Cependant, plusieurs facteurs tendent à dégrader la croissance potentielle de l’économie hongkongaise. Premièrement, les dynamiques démographiques : la population vieillit (la part de la population ayant plus de 65 ans est passée de 17% en 2018 à 22,8%, Hong Kong devenant une société « super âgée ») ; la population en âge de travailler a diminué pour atteindre 5,06 millions d’individus mi-2024 (-5,2% depuis 2018), soit 67,2% de la population totale ; et les talents quittent le territoire (émigration des résidents, transferts des sièges d’entreprises multinationales).
Deuxièmement, les changements institutionnels depuis 2020, la hausse du risque politique et la perte de « neutralité géopolitique » de la Région Administrative Spéciale de Hong Kong pèsent sur la confiance des investisseurs locaux et étrangers.
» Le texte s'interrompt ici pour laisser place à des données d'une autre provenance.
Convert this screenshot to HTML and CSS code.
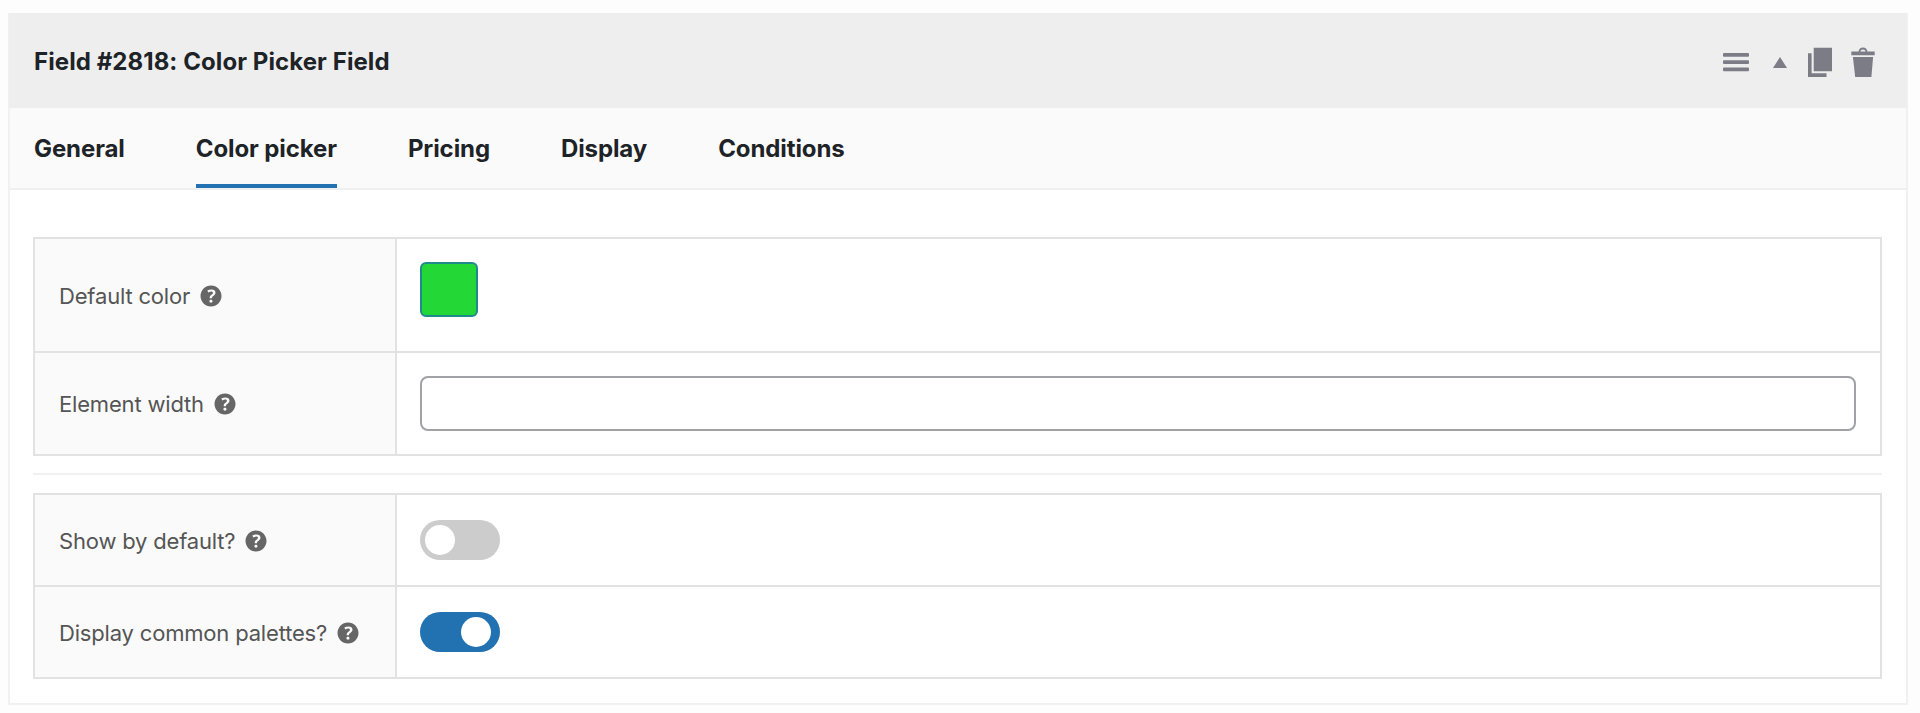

Ceci a contribué à la difficile reprise de l’investissement après les épisodes de contraction en 2019-2020 et en 2022 (l’investissement sera en 2024 environ 10% en-dessous de son niveau de 2018 en termes réels). Le ratio d’investissement a chuté à 15,8% du PIB au S1 2024, contre 21,6% en 2016-2018, ce qui augure mal de la dynamique de croissance à venir. En outre, la perception d’un environnement des affaires dégradé pourrait fragiliser les fondements de la réussite de Hong Kong en tant que centre commercial et financier basé sur la libre circulation des biens et des capitaux et sur un cadre légal et réglementaire stable et transparent. Hong Kong reste parmi les cinq principaux centres financiers internationaux, mais son secteur finance & assurance (21% du PIB, soit le secteur le plus important de l’économie) a déjà accusé une contraction de son activité depuis deux ans.
Il est probable que Hong Kong conserve un rôle crucial de plateforme de services et de centre financier, en devenant encore davantage tourné vers les besoins de la Chine. La place de Hong Kong joue d’abord un rôle clé dans l’internationalisation du RMB ; elle est le principal pool de liquidités en RMB offshore et le premier centre de transactions de RMB offshore (traitant plus de 70% des paiements SWIFT en RMB). Hong Kong est aussi une importante plateforme de financements pour les entreprises chinoises (qui représentent plus des ¾ de sa capitalisation boursière). Enfin, la multiplication des dispositifs “Connect schemes” depuis dix ans a facilité les transactions financières et les flux d’investissements de portefeuille entre la Chine et Hong Kong. Et Hong Kong reste le point de passage de 60% du total des flux d’investissements directs (ID) vers et en provenance de la Chine continentale. Ce dernier rôle pourrait se renforcer : si les flux d’ID entrants en Chine baissent depuis 2022, les entreprises chinoises devraient, au contraire, augmenter leurs investissements dans le reste du monde.